Using these examples, we look at how SEO strategies and domain names interact with registered trademarks, taking the position of a trademark owner seeking to protect their brand, and of a new start-up seeking to be innovative without stepping on toes.

What’s in a Name? The Implications of Domain Selection

Perhaps the starting point is recognising that, unlike in some other jurisdictions, such as the U.S.A. and Canada, the registration of a domain name does not of itself provide any proprietary rights in that name in Australia. Rather, the registered holder of a domain name has a license to use the domain for a specified period of time. The license is also conditional, in that, for example, registration must have occurred in good faith and must not contravene a trademark (in some cases even an unregistered trademark), and there are restrictions and prohibitions on the transfer of the license itself. Domain names can be revoked or suspended by the regulator in each jurisdiction for a breach of relevant conditions.

In Australia, in order to register a ccTLD (“country code Top Level Domain Name”, i.e. “.com.au” or “.net.au”), there must be at least some close and substantial connection to the registrant, on the basis of the details of registration of an actual sole trader, company or other registered business entity applying for the domain name.

Generally, it requires the registration of a business name. However, a business name does not necessarily confer any proprietary intellectual property right either. To make matters worse, there is no hierarchy of rights with domain names, and the registration of a trademark does not necessarily do anything more than the registration of a business name does when it comes to establishing a claim to or right in a domain name.

Further still, the restrictions relating to the registration of gTLDs (“generic Top Level Domain Names”) are considerably more lax. In all cases, the domain name registrar is not obliged to conduct any checks to determine whether a proposed domain name is similar to an existing company or business name or trademark, much like local intellectual property administrators such as IP Australia.

It follows that an established business may find itself in a situation where it has a registered trademark, business name, company name and / or domain name, and a domain name including within it that fundamental name is registered, thereby carrying the risk that the established business will see a noticeable decline in website traffic, and possibly also in revenues. In some cases, this may be innocent and inadvertent.

Cybersquatting

At the other, extreme end of the spectrum is cybersquatting – where a party with no legitimate commercial interest in a name registers a domain name similar to the trademark or trading name of another business for profit. Sometimes, this comes in the form of a slightly misspelled domain name, and other times, almost identical domain names are registered, albeit with different extensions.
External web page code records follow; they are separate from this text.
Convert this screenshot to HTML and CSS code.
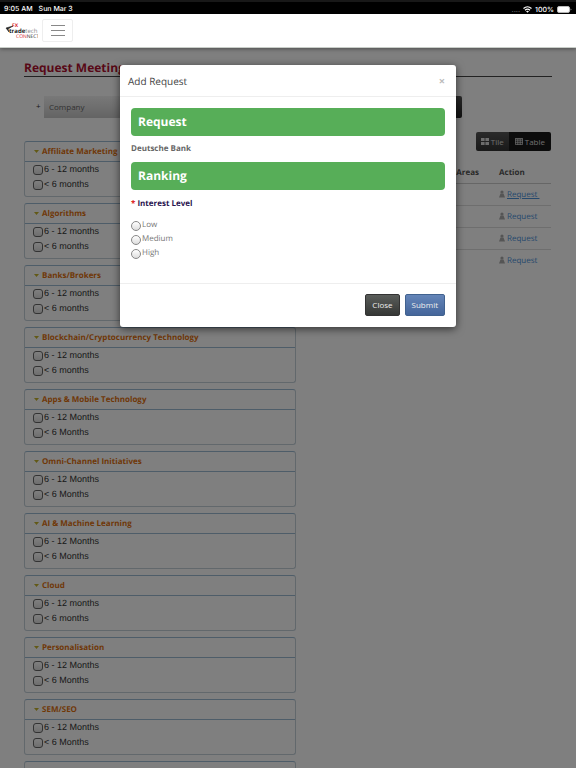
FILE: index.html
```html
<!doctype html>
<html lang="en">
<head>
  <meta charset="utf-8" />
  <meta name="viewport" content="width=device-width,initial-scale=1" />
  <title>Request Meetings</title>
  <link rel="stylesheet" href="styles.css">
</head>
<body>
  <div class="status">
    <span>9:05 AM</span>
    <span>Sun Mar 3</span>
    <span class="status-right">
      <span class="dots">....</span>
      <svg width="9" height="7" viewBox="0 0 18 14" fill="none" stroke="#fff" stroke-width="2.4"><path d="M1 5Q9-2 17 5M4 8.500Q9 4 14 8.500"/><path d="M9 13.500L6 10.500Q9 8 12 10.500Z" fill="#fff" stroke="none"/></svg>
      <span>100%</span>
      <svg width="15" height="7" viewBox="0 0 15 7"><rect x=".5" y=".5" width="12" height="6" rx="1.500" fill="#fff" stroke="#bbb"/><path d="M13.500 2.500v2q1-.3 1-1t-1-1" fill="#999"/></svg>
    </span>
  </div>

  <header class="navbar">
    <a class="logo" href="#" aria-label="FX TradeTech Connect">
      <svg width="33" height="22" viewBox="0 0 33 22" font-family="Open Sans, sans-serif">
        <path d="M8 6L1 8L4 12L3 9Z" fill="#222" stroke="#222" stroke-width=".6"/>
        <text x="7" y="7" font-size="5" font-weight="700" fill="#d8232a">FX</text>
        <text x="4" y="13" font-size="6" font-weight="700" fill="#222">trade<tspan font-weight="400" fill="#888">tech</tspan></text>
        <text x="11" y="18" font-size="5" fill="#d8232a">CON<tspan fill="#222">NECT</tspan></text>
      </svg>
    </a>
    <button class="menu" aria-label="Menu"><i></i><i></i><i></i></button>
  </header>

  <div class="page">
    <main>
      <h1>Request Meetings</h1>
      <form class="search">
        <span class="plus">+</span>
        <select aria-label="Search by"><option>Company</option></select>
        <button type="button" class="dark" aria-label="Search"></button>
      </form>

      <div class="cols">
        <div class="filters">
          <fieldset class="panel">
            <legend><span class="caret"></span>Affiliate Marketing</legend>
            <label><input type="checkbox">6 - 12 months</label>
            <label><input type="checkbox">&lt; 6 months</label>
          </fieldset>
          <fieldset class="panel">
            <legend><span class="caret"></span>Algorithms</legend>
            <label><input type="checkbox">6 - 12 months</label>
            <label><input type="checkbox">&lt; 6 months</label>
          </fieldset>
          <fieldset class="panel">
            <legend><span class="caret"></span>Banks/Brokers</legend>
            <label><input type="checkbox">6 - 12 months</label>
            <label><input type="checkbox">&lt; 6 months</label>
          </fieldset>
          <fieldset class="panel">
            <legend><span class="caret"></span>Blockchain/Cryptocurrency Technology</legend>
            <label><input type="checkbox">6 - 12 months</label>
            <label><input type="checkbox">&lt; 6 months</label>
          </fieldset>
          <fieldset class="panel">
            <legend><span class="caret"></span>Apps &amp; Mobile Technology</legend>
            <label><input type="checkbox">6 - 12 Months</label>
            <label><input type="checkbox">&lt; 6 Months</label>
          </fieldset>
          <fieldset class="panel">
            <legend><span class="caret"></span>Omni-Channel Initiatives</legend>
            <label><input type="checkbox">6 - 12 Months</label>
            <label><input type="checkbox">&lt; 6 Months</label>
          </fieldset>
          <fieldset class="panel">
            <legend><span class="caret"></span>AI &amp; Machine Learning</legend>
            <label><input type="checkbox">6 - 12 Months</label>
            <label><input type="checkbox">&lt; 6 Months</label>
          </fieldset>
          <fieldset class="panel">
            <legend><span class="caret"></span>Cloud</legend>
            <label><input type="checkbox">6 - 12 months</label>
            <label><input type="checkbox">&lt; 6 months</label>
          </fieldset>
          <fieldset class="panel">
            <legend><span class="caret"></span>Personalisation</legend>
            <label><input type="checkbox">6 - 12 Months</label>
            <label><input type="checkbox">&lt; 6 Months</label>
          </fieldset>
          <fieldset class="panel">
            <legend><span class="caret"></span>SEM/SEO</legend>
            <label><input type="checkbox">6 - 12 Months</label>
            <label><input type="checkbox">&lt; 6 Months</label>
          </fieldset>
          <fieldset class="panel"></fieldset>
        </div>

        <div class="results">
          <div class="views">
            <button><svg width="8" height="7" viewBox="0 0 8 7" fill="#fff"><path d="M0 0h3.600v3H0zM4.400 0H8v3H4.400zM0 4h3.600v3H0zM4.400 4H8v3H4.400z"/></svg>Tile</button>
            <button class="active"><svg width="8" height="7" viewBox="0 0 8 7" fill="none" stroke="#fff" stroke-width=".8"><path d="M.4.400h7.200v6.200H.4zM0 1h8M0 2.800h8M0 4.700h8M2.800 1v6M5.200 1v6"/></svg>Table</button>
          </div>
          <table>
            <thead><tr><th>Areas</th><th>Action</th></tr></thead>
            <tbody>
              <tr><td></td><td><svg class="user" viewBox="0 0 6 8"><circle cx="3" cy="2" r="1.600"/><path d="M1.500 3.500h3L6 7.500H0z"/></svg><a class="hover" href="#">Request&nbsp;</a></td></tr>
              <tr><td></td><td><svg class="user" viewBox="0 0 6 8"><circle cx="3" cy="2" r="1.600"/><path d="M1.500 3.500h3L6 7.500H0z"/></svg><a href="#">Request</a></td></tr>
              <tr><td></td><td><svg class="user" viewBox="0 0 6 8"><circle cx="3" cy="2" r="1.600"/><path d="M1.500 3.500h3L6 7.500H0z"/></svg><a href="#">Request</a></td></tr>
              <tr><td></td><td><svg class="user" viewBox="0 0 6 8"><circle cx="3" cy="2" r="1.600"/><path d="M1.500 3.500h3L6 7.500H0z"/></svg><a href="#">Request</a></td></tr>
            </tbody>
          </table>
        </div>
      </div>
    </main>

    <!-- modal -->
    <div class="backdrop">
      <form class="modal" role="dialog" aria-labelledby="modalTitle">
        <div class="modal-header">
          <h2 id="modalTitle">Add Request</h2>
          <button type="button" class="x" aria-label="Dismiss">×</button>
        </div>
        <div class="modal-body">
          <h3>Request</h3>
          <p class="company">Deutsche Bank</p>
          <h3>Ranking</h3>
          <p class="question" id="level"><span class="req">*</span> Interest Level</p>
          <div class="radios" role="radiogroup" aria-labelledby="level">
            <label><input type="radio" name="level">Low</label>
            <label><input type="radio" name="level">Medium</label>
            <label><input type="radio" name="level">High</label>
          </div>
        </div>
        <div class="modal-footer">
          <button type="button" class="btn">Close</button>
          <button type="button" class="btn primary">Submit</button>
        </div>
      </form>
    </div>
  </div>
</body>
</html>
```
FILE: styles.css
```css
* { box-sizing:border-box; }
body { margin:0; height:100vh; display:flex; flex-direction:column; overflow:hidden; background:#fff; color:#555; font:8px/14px "Open Sans", sans-serif; text-rendering:geometricPrecision; }
button, select, input { font:inherit; margin:0; }
h1, h2, h3, p { margin:0; }

.status { display:flex; gap:6px; height:14px; padding:2px 4px 0; background:#000; border-top:2px solid #181818; color:#fff; font:500 7px/9px Inter, sans-serif; }
.status-right { display:flex; align-items:center; gap:3px; margin-left:auto; }
.dots { color:#777; line-height:7px; }

.navbar { position:relative; z-index:2; display:flex; align-items:center; gap:4px; height:34px; padding:0 5px; background:#fff; border-bottom:1px solid #c9cec9; box-shadow:0 1px 4px rgba(0,0,0,.4); }
.logo { display:flex; }
.logo svg { display:block; }
.menu { display:flex; flex-direction:column; align-items:center; justify-content:center; gap:4px; width:31px; height:23px; padding:0; background:#fff; border:1px solid #eee; border-radius:2px; }
.menu i { width:14px; height:1px; background:#888; }

.page { position:relative; flex:1; min-height:0; overflow:hidden; }
main { padding:12px 24px 0; }
h1 { font-size:12px; line-height:15px; padding-bottom:1px; color:#b0102f; border-bottom:1px solid #444; }
.search { display:flex; align-items:center; height:22px; margin:19px 90px 23px 12px; }
.plus { width:8px; color:#333; }
.search select { flex:1; height:22px; padding:0 5px; appearance:none; border:0; background:linear-gradient(#f2f2f2, #c8c8c8); color:#666; }
.dark { width:32px; height:22px; border:0; border-radius:0 2px 2px 0; background:linear-gradient(#555, #222); }

.cols { display:grid; grid-template-columns:272px 1fr; gap:10px; }
.filters { display:flex; flex-direction:column; gap:6px; }
.panel { height:56px; margin:0; padding:0; min-width:0; border:1px solid #c4d0d9; border-top-color:#9dbbd2; border-radius:3px; font:9px/15px "Liberation Sans", Arial, sans-serif; color:#333; }
.panel legend { float:left; display:flex; align-items:center; width:100%; height:20px; padding:0 9px; border-bottom:1px solid #9dbbd2; color:#e0700e; font:bold 8px/19px "Open Sans", sans-serif; }
.caret { width:5px; height:3px; margin-right:3px; background:#c5b32c; clip-path:polygon(0 0, 100% 0, 50% 100%); }
.panel label { display:flex; align-items:center; clear:both; gap:1px; padding-left:8px; }
input { appearance:none; width:10px; height:10px; flex:none; border:1px solid #666; border-radius:3px; background:linear-gradient(#fff, #ddd); }
.panel input { margin-top:1px; }

.results { min-width:0; }
.views { display:flex; justify-content:flex-end; height:19px; margin-top:-9px; padding-right:1px; }
.views button { display:flex; align-items:center; gap:2px; padding:0 5px; border:0; border-radius:2px 0 0 2px; background:linear-gradient(#555, #333); color:#ddd; }
.views .active { padding:0 6px; border-radius:0 2px 2px 0; background:#191919; }
.views svg { opacity:.8; }
table { width:100%; margin-top:11px; padding-right:1px; border-collapse:separate; border-spacing:0; table-layout:fixed; }
th, td { height:22px; padding:0; text-align:left; border-bottom:1px solid #ddd; }
tr:last-child td { border-bottom:0; }
th { color:#555; }
th:first-child { padding-right:20px; text-align:right; }
th:last-child { width:52px; }
thead th { border-bottom-color:#ccc; }
td a { color:#4c92da; text-decoration:none; }
td a.hover { text-decoration:underline; }
.user { width:6px; height:8px; margin-right:2px; vertical-align:-1px; fill:#aaa; }

.backdrop { position:absolute; inset:0; padding:17px 20px; background:rgba(0,0,0,.5); }
.modal { width:100%; max-width:336px; margin:0 auto; background:#fff; border-radius:3px; box-shadow:0 2px 8px rgba(0,0,0,.6); }
.modal-header { display:flex; justify-content:space-between; align-items:center; height:32px; padding:0 11px 0 8px; border-bottom:1px solid #eee; }
h2 { font-size:10px; font-weight:normal; color:#444; }
.x { padding:0; border:0; background:none; color:#bbb; font-size:11px; font-weight:bold; }
.modal-body { padding:11px 11px 23px; }
h3 { height:28px; padding:0 7px; background:#57ae58; border-radius:4px; color:#fff; font-size:12px; line-height:28px; }
.company { padding:6px 0; font-weight:bold; color:#666; }
.question { padding:7px 0; font-weight:bold; color:#2a1550; }
.req { color:#d22; }
.radios label { display:flex; align-items:center; gap:1px; height:14px; color:#777; }
.radios input { border-radius:50%; border-color:#888; margin-top:1px; }
.modal-footer { display:flex; justify-content:flex-end; gap:5px; padding:10px 11px 11px; border-top:1px solid #eee; }
.btn { height:22px; padding:0 6px; border:1px solid #333; border-radius:2px; background:linear-gradient(#5a5d5a, #353735); color:#eee; }
.btn.primary { border-color:#41628f; background:linear-gradient(#6485b8, #44659a); }
```
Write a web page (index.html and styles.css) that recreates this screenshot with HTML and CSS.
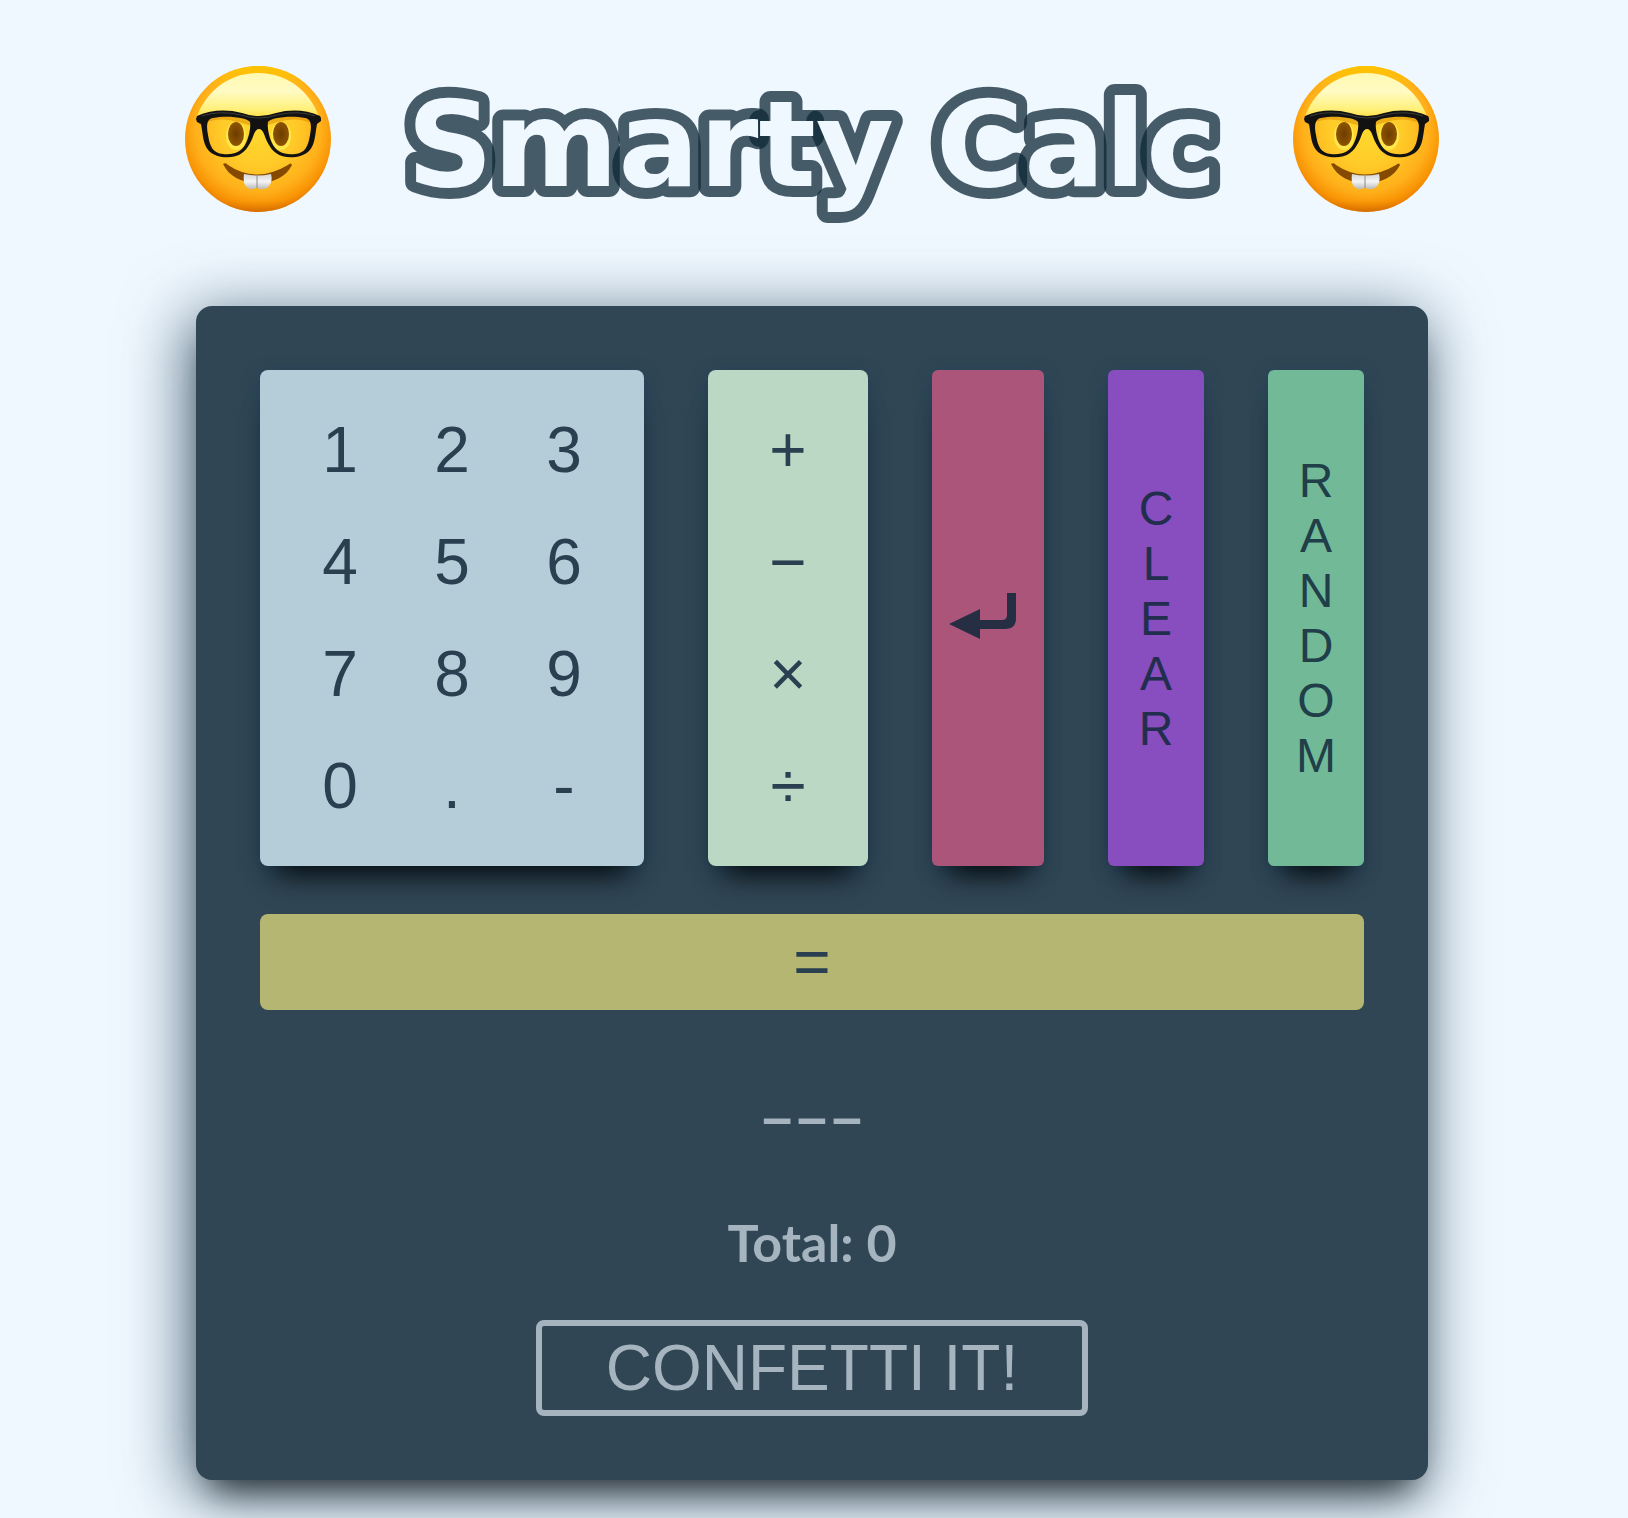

Generally, cybersquatters will monetise the websites hosted at the domain names, through advertising or strategic redirections, and in some cases, they attempt to extort the legitimate party by offering resale of the domain for an inflated price, usually knowing that the price, while inflated, will still be cheaper than prosecuting an infringement.

Although cybersquatting is expressly prohibited by statute in some jurisdictions, such as the U.S.A., the means of redress are more indirect in Australia. Given the comments above regarding business names, company names and domain names, and the relative lack of protection they provide of themselves here, redress will in most cases come down to the nature and extent of any trademarks in existence.

Trademarks & Domains- Usage & Infringement

A trademark provides exclusive rights to use and authorise the use of the mark, which can be a word or phrase, an image or a composite consisting of several elements of either kind. In Australia, they are defined as ‘a sign used, or intended to be used, to distinguish goods or services dealt with or provided in the course of trade by a person from goods or services so dealt with or provided by any other person’.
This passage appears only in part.